*Goal*. Reproduce each line bearing the word "styles".
— start Source data —
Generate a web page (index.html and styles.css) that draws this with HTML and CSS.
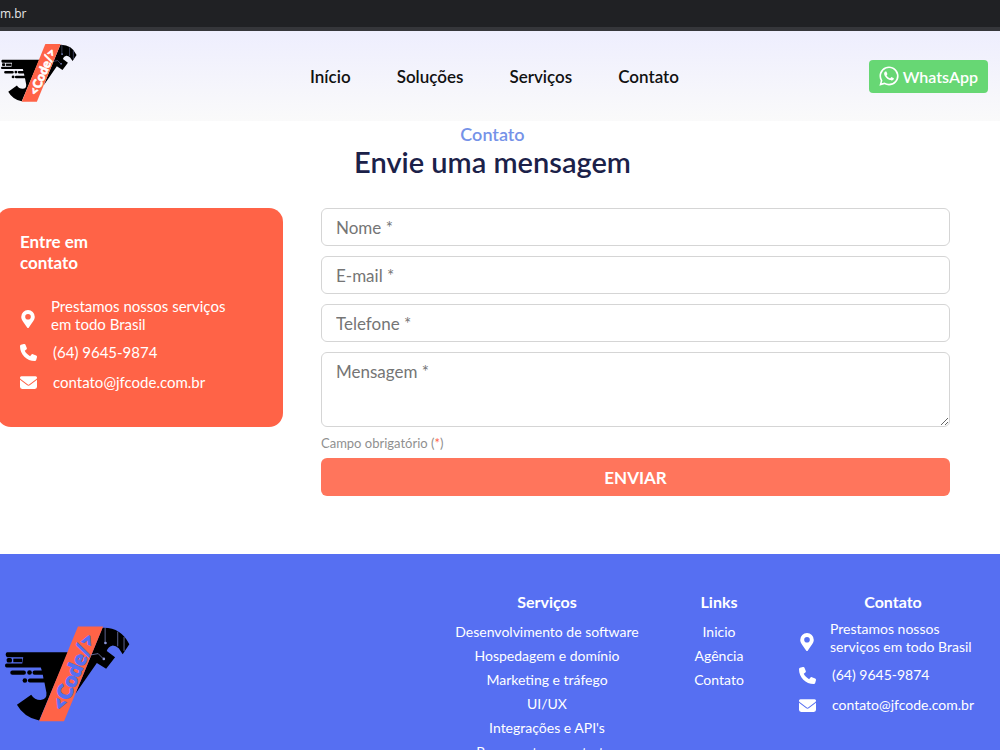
FILE: index.html
```
<!DOCTYPE html>
<html lang="pt-br">
<head>
	<meta charset="UTF-8">
	<meta name="viewport" content="width=device-width, initial-scale=1.0">
	<title>JF Code - Contato</title>
	<link rel="stylesheet" href="styles.css">
</head>
<body>
	<!-- ícones usados mais de uma vez -->
	<svg class="sprite" aria-hidden="true">
		<symbol id="logo" viewBox="15 48 377 287">
			<path class="logo-dark" d="M22 126H205L118 332Q72 322 51 284L94 254Q104 270 122 270Q142 268 140 248L134 217H90Q84 217 84 211Q84 205 90 205H131L129 194H104Q98 194 98 187Q98 181 104 181H126L123 172H20Q15 172 15 166Q15 160 20 160H67L70 141H22Q17 140 17 133Q17 126 22 126Z"/>
			<path class="logo-dark" d="M309 52Q365 50 390 102L370 132L358 114Q348 105 338 106Q325 110 322 122L347 141L320 176L292 158L227 252Z"/>
			<rect class="logo-dark" x="20" y="143" width="16" height="14" rx="5"/>
			<rect class="logo-dark" x="40" y="145" width="27" height="11"/>
			<rect class="logo-dark" x="31" y="181" width="47" height="13" rx="6"/>
			<circle class="logo-dark" cx="89" cy="187" r="7"/>
			<circle class="logo-dark" cx="75" cy="211" r="7"/>
			<path class="logo-band" d="M235 48H311L193 334H118Z"/>
			<path class="logo-line" d="M317 52V97M355 64V108M374 80V122M274 134L296 130L310 144"/>
			<circle class="logo-dot" cx="318" cy="98" r="4"/>
			<circle class="logo-dot" cx="313" cy="146" r="4"/>
			<text class="logo-text" x="0" y="0" transform="translate(194 307) rotate(-67)">&lt;Code/&gt;</text>
		</symbol>
		<symbol id="pin" viewBox="0 0 384 512">
			<path d="M172 502C27 291 0 270 0 192a192 192 0 0 1 384 0c0 78-27 99-172 310a24 24 0 0 1-40 0zM192 272a80 80 0 1 0 0-160 80 80 0 0 0 0 160z"/>
		</symbol>
		<symbol id="phone" viewBox="0 0 512 512">
			<path d="M165 25C157 6 136-5 116 1L28 25C11 30 0 46 0 64c0 247 201 448 448 448 18 0 34-11 39-28l24-88c6-20-5-41-24-49l-96-40c-16-7-35-2-46 12l-41 49C234 334 177 277 143 207l49-40c14-11 19-30 12-46z"/>
		</symbol>
		<symbol id="mail" viewBox="0 0 512 384">
			<path d="M48 0a48 48 0 0 0-29 86l218 164q19 14 38 0L493 86A48 48 0 0 0 464 0zM0 112v208a64 64 0 0 0 64 64h384a64 64 0 0 0 64-64V112L294 275a64 64 0 0 1-76 0z"/>
		</symbol>
	</svg>

	<div class="topbar">m.br</div>
	<header class="header">
		<a href="#" class="header-logo" aria-label="JF Code"><svg class="logo"><use href="#logo"/></svg></a>
		<nav class="menu">
			<a href="#">Início</a>
			<a href="#">Soluções</a>
			<a href="#">Serviços</a>
			<a href="#contato">Contato</a>
		</nav>
		<a href="#" class="whatsapp">
			<svg viewBox="0 0 448 512" aria-hidden="true"><path d="M381 97C339 55 283 32 224 32 102 32 2 131 2 254c0 39 10 77 30 111L0 480l118-31c32 18 69 27 106 27 122 0 224-99 224-222 0-59-25-115-67-157zM224 439c-33 0-66-9-94-26l-7-4-70 18 19-68-4-7a184 184 0 1 1 156 87zm101-138c-5-3-33-16-38-18s-9-3-13 3-14 18-18 22-6 4-12 1c-33-16-54-29-75-66-6-10 6-9 16-30 2-4 1-7 0-10s-13-30-17-41c-5-11-9-10-13-10h-11c-4 0-10 2-15 7s-19 19-19 46 20 54 23 57 39 60 95 84c35 15 49 16 67 14 11-2 33-14 37-27s5-24 3-26c-1-3-5-4-10-6z"/></svg>
			WhatsApp
		</a>
	</header>

	<main class="contato" id="contato">
		<h3 class="subtitulo">Contato</h3>
		<h1 class="titulo">Envie uma mensagem</h1>
		<div class="conteudo">
			<section class="card">
				<h2>Entre em<br>contato</h2>
				<ul class="info">
					<li class="local"><svg class="pin"><use href="#pin"/></svg><span>Prestamos nossos serviços em todo Brasil</span></li>
					<li><svg class="phone"><use href="#phone"/></svg><span>(64) 9645-9874</span></li>
					<li><svg class="mail"><use href="#mail"/></svg><span>contato@jfcode.com.br</span></li>
				</ul>
			</section>
			<form class="form">
				<input type="text" name="nome" placeholder="Nome *" aria-label="Nome">
				<input type="email" name="email" placeholder="E-mail *" aria-label="E-mail">
				<input type="tel" name="telefone" placeholder="Telefone *" aria-label="Telefone">
				<textarea name="mensagem" placeholder="Mensagem *" aria-label="Mensagem"></textarea>
				<p class="aviso">Campo obrigatório (<span>*</span>)</p>
				<button type="submit">ENVIAR</button>
			</form>
		</div>
	</main>

	<footer class="footer">
		<div class="footer-logo"><svg class="logo"><use href="#logo"/></svg></div>
		<div class="coluna servicos">
			<h4>Serviços</h4>
			<ul>
				<li>Desenvolvimento de software</li>
				<li>Hospedagem e domínio</li>
				<li>Marketing e tráfego</li>
				<li>UI/UX</li>
				<li>Integrações e API's</li>
				<li>Pagamento e contratos</li>
			</ul>
		</div>
		<div class="coluna links">
			<h4>Links</h4>
			<ul>
				<li><a href="#">Inicio</a></li>
				<li><a href="#">Agência</a></li>
				<li><a href="#contato">Contato</a></li>
			</ul>
		</div>
		<div class="coluna fale">
			<h4>Contato</h4>
			<ul class="info">
				<li class="local"><svg class="pin"><use href="#pin"/></svg><span>Prestamos nossos serviços em todo Brasil</span></li>
				<li><svg class="phone"><use href="#phone"/></svg><span>(64) 9645-9874</span></li>
				<li><svg class="mail"><use href="#mail"/></svg><span>contato@jfcode.com.br</span></li>
			</ul>
		</div>
	</footer>
</body>
</html>
```
FILE: styles.css
```
*{margin: 0;padding: 0;box-sizing: border-box;}
body{
	font-family: Lato, sans-serif;
	font-size: 15px;
	color: #111;
	background: #fff;
}
a{color: inherit;text-decoration: none;}
ul{list-style: none;}
.sprite{position: absolute;width: 0;height: 0;}

.topbar{
	height: 31px;
	line-height: 27px;
	font-family: "Open Sans", sans-serif;
	font-size: 12px;
	color: #e8e8ea;
	background: #202124;
	border-bottom: 4px solid #35363a;
}

/* cabeçalho */
.header{
	display: grid;
	grid-template-columns: 1fr auto 1fr;
	align-items: center;
	height: 90px;
	padding: 0 12px 0 1px;
	background: linear-gradient(#eeeefe, #fafafa);
}
.logo{display: block;}
.header-logo .logo{width: 76px;height: 58px;margin-top: -6px;}
.menu{
	display: flex;
	gap: 46px;
	font-size: 17px;
	font-weight: 600;
}
.whatsapp{
	justify-self: end;
	display: flex;
	align-items: center;
	gap: 4px;
	height: 33px;
	padding: 0 10px;
	border-radius: 4px;
	font-size: 16px;
	font-weight: 600;
	color: #fff;
	background: #67d774;
}
.whatsapp svg{width: 20px;height: 22px;fill: #fff;}

/* logo */
.logo-dark{fill: #000;}
.logo-band{fill: #ff6347;}
.logo-line{fill: none;stroke: #8d97d8;stroke-width: 2;}
.logo-dot{fill: #8d97d8;}
.logo-text{
	font-family: Lato, sans-serif;
	font-size: 62px;
	font-weight: 900;
	fill: var(--logo-text, #fff);
	stroke: var(--logo-text, #fff);
	stroke-width: 3;
}

/* contato */
.contato{padding: 2px 50px 58px 0;}
.subtitulo,.titulo{text-align: center;font-weight: 600;padding-left: 35px;}
.subtitulo{font-size: 18px;line-height: 22px;color: #7592e8;}
.titulo{font-size: 29px;line-height: 34px;color: #1b2149;}
.conteudo{
	display: flex;
	align-items: flex-start;
	gap: 38px;
	margin-top: 29px;
}
.card{
	flex: 0 0 286px;
	min-height: 219px;
	margin-left: -3px;
	padding: 23px;
	border-radius: 14px;
	color: #fff;
	background: #ff6347;
}
.card h2{font-size: 17px;line-height: 21px;margin-bottom: 24px;}
.info svg{flex: none;fill: #fff;margin-top: 1px;}
.info li{display: flex;align-items: center;gap: 16px;height: 30px;line-height: 18px;}
.info .local{height: 36px;gap: 15px;margin-bottom: 4px;}
.info .local svg{margin-top: 8px;}
.info .pin{width: 16px;height: 18px;}
.info .phone,.info .mail{width: 17px;height: 17px;}
.card .local span{width: 190px;}

.form{flex: 1;display: flex;flex-direction: column;}
.form input,.form textarea{
	width: 100%;
	height: 38px;
	margin-bottom: 10px;
	padding: 0 14px;
	border: 1px solid #d5d5d5;
	border-radius: 6px;
	font-family: inherit;
	font-size: 17px;
	color: #333;
	background: #fff;
	outline: none;
}
.form textarea{
	display: block;
	height: 75px;
	padding-top: 8px;
	margin-bottom: 7px;
	resize: vertical;
}
.form ::placeholder{color: #757575;}
.aviso{font-size: 13px;line-height: 18px;color: #8f8f8f;margin-bottom: 6px;}
.aviso span{color: #ff6347;}
.form button{
	height: 38px;
	border: none;
	border-radius: 6px;
	font-family: inherit;
	font-size: 17px;
	font-weight: 700;
	color: #fff;
	background: #ff755c;
}

/* rodapé */
.footer{
	--logo-text: #566ff2;
	display: grid;
	grid-template-columns: 1fr 198px 146px 202px;
	padding: 38px 6px 20px 0;
	font-size: 14px;
	color: #fff;
	background: #566ff2;
}
.footer-logo .logo{width: 125px;height: 96px;margin: 34px 0 0 5px;}
.coluna{text-align: center;}
.coluna h4{font-size: 16px;line-height: 20px;margin-bottom: 8px;}
.coluna li{line-height: 24px;}
.fale .info{text-align: left;padding-left: 7px;}
.fale .info li{line-height: 18px;}
.fale .local span{width: 150px;}
```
— end Source data —
*Response*.
Generate a web page (index.html and styles.css) that draws this with HTML and CSS.
	<link rel="stylesheet" href="styles.css">
FILE: styles.css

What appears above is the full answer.